Supplied material:

◇ ◇ ◇ ◇ ◇ ◇ ◇

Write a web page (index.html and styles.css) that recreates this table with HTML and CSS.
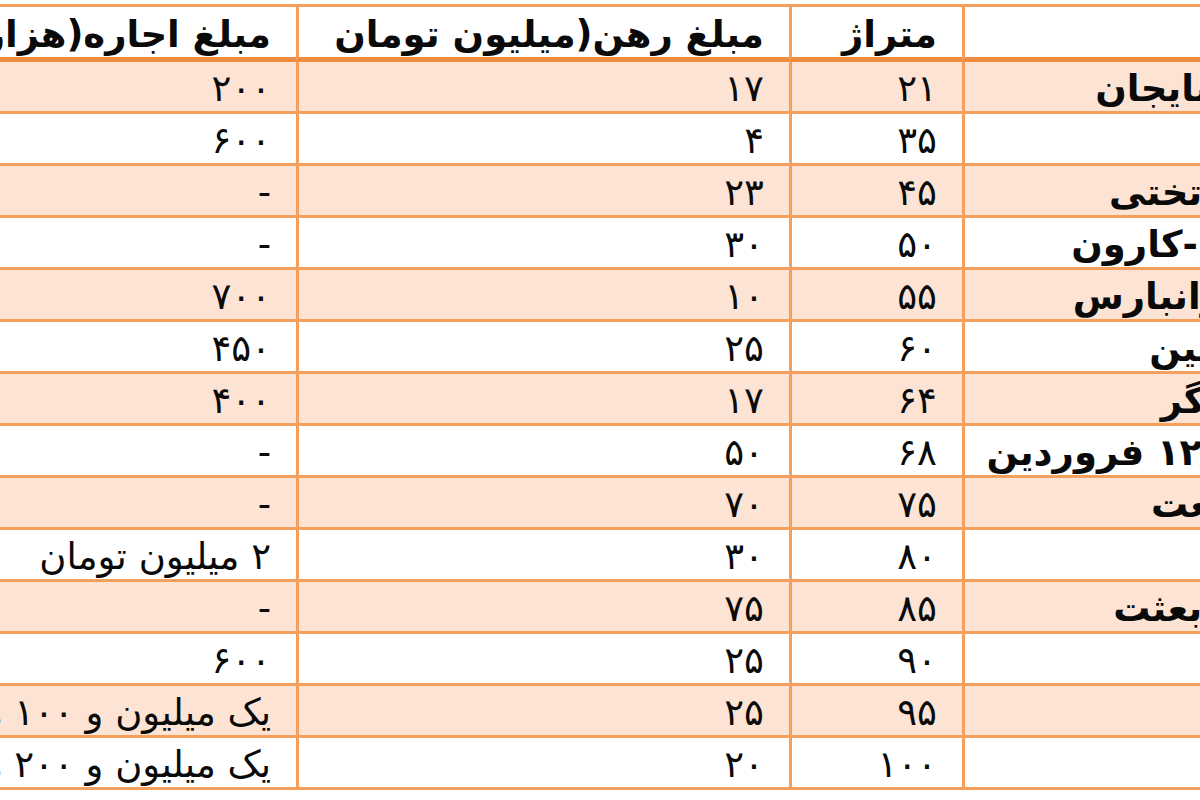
FILE: index.html
```html
<!DOCTYPE html>
<html lang="fa">
<head>
<meta charset="utf-8">
<title>جدول اجاره</title>
<link rel="stylesheet" href="styles.css">
</head>
<body>
<div class="sheet">
  <table class="grid">
    <colgroup>
      <col class="c-name">
      <col class="c-area">
      <col class="c-deposit">
      <col class="c-rent">
    </colgroup>
    <thead>
      <tr>
        <th class="name"></th>
        <th>متراژ</th>
        <th>مبلغ رهن(میلیون تومان</th>
        <th>مبلغ اجاره(هزار تومان)</th>
      </tr>
    </thead>
    <tbody>
      <tr class="band"><td class="name">آذربایجان</td><td>۲۱</td><td>۱۷</td><td>۲۰۰</td></tr>
      <tr><td class="name"></td><td>۳۵</td><td>۴</td><td>۶۰۰</td></tr>
      <tr class="band"><td class="name">پل تختی</td><td>۴۵</td><td>۲۳</td><td>-</td></tr>
      <tr><td class="name">جی-کارون</td><td>۵۰</td><td>۳۰</td><td>-</td></tr>
      <tr class="band"><td class="name">تهرانبارس</td><td>۵۵</td><td>۱۰</td><td>۷۰۰</td></tr>
      <tr><td class="name">حسین</td><td>۶۰</td><td>۲۵</td><td>۴۵۰</td></tr>
      <tr class="band"><td class="name">کارگر</td><td>۶۴</td><td>۱۷</td><td>۴۰۰</td></tr>
      <tr><td class="name">پل ۱۲ فروردین</td><td>۶۸</td><td>۵۰</td><td>-</td></tr>
      <tr class="band"><td class="name">صنعت</td><td>۷۵</td><td>۷۰</td><td>-</td></tr>
      <tr><td class="name"></td><td>۸۰</td><td>۳۰</td><td>۲ میلیون تومان</td></tr>
      <tr class="band"><td class="name">پل بعثت</td><td>۸۵</td><td>۷۵</td><td>-</td></tr>
      <tr><td class="name"></td><td>۹۰</td><td>۲۵</td><td>۶۰۰</td></tr>
      <tr class="band"><td class="name"></td><td>۹۵</td><td>۲۵</td><td>یک میلیون و ۱۰۰ هزار تومان</td></tr>
      <tr><td class="name"></td><td>۱۰۰</td><td>۲۰</td><td>یک میلیون و ۲۰۰ هزار تومان</td></tr>
    </tbody>
  </table>
</div>
</body>
</html>
```

FILE: styles.css
```css
html, body {
  margin: 0;
  padding: 0;
  background: #ffffff;
}

.sheet {
  width: 1200px;
  height: 800px;
  overflow: hidden;
  padding-top: 4px;
  box-sizing: border-box;
}

.grid {
  direction: rtl;
  table-layout: fixed;
  border-collapse: separate;
  border-spacing: 0;
  width: 1366px;
  margin-left: -104px;
  font-family: "DejaVu Sans", sans-serif;
  font-size: 37px;
  line-height: 1;
  color: #0a0a0a;
}

.c-name { width: 300px; }
.c-area { width: 173px; }
.c-deposit { width: 493px; }
.c-rent { width: 400px; }

.grid th,
.grid td {
  box-sizing: border-box;
  padding: 0 25px 0 0;
  text-align: right;
  vertical-align: middle;
  white-space: nowrap;
  overflow: hidden;
  border-left: 3px solid #f4a05c;
}

.grid th {
  height: 58px;
  font-weight: bold;
  background: #ffffff;
  border-top: 3px solid #f4a05c;
  border-bottom: 5px solid #f08c3e;
  padding-top: 4px;
}

.grid td {
  height: 52px;
  font-weight: normal;
  border-bottom: 3px solid #f4a05c;
  padding-top: 4px;
}

.grid td.name {
  font-weight: bold;
  padding-right: 0;
  text-align: right;
}

.grid tr.band td {
  background: #fce3d4;
}
```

◇ ◇ ◇ ◇ ◇ ◇ ◇

Exercise prompt: Pick out all lines containing the string "styles".

Output of the task:
Write a web page (index.html and styles.css) that recreates this table with HTML and CSS.
<link rel="stylesheet" href="styles.css">
FILE: styles.css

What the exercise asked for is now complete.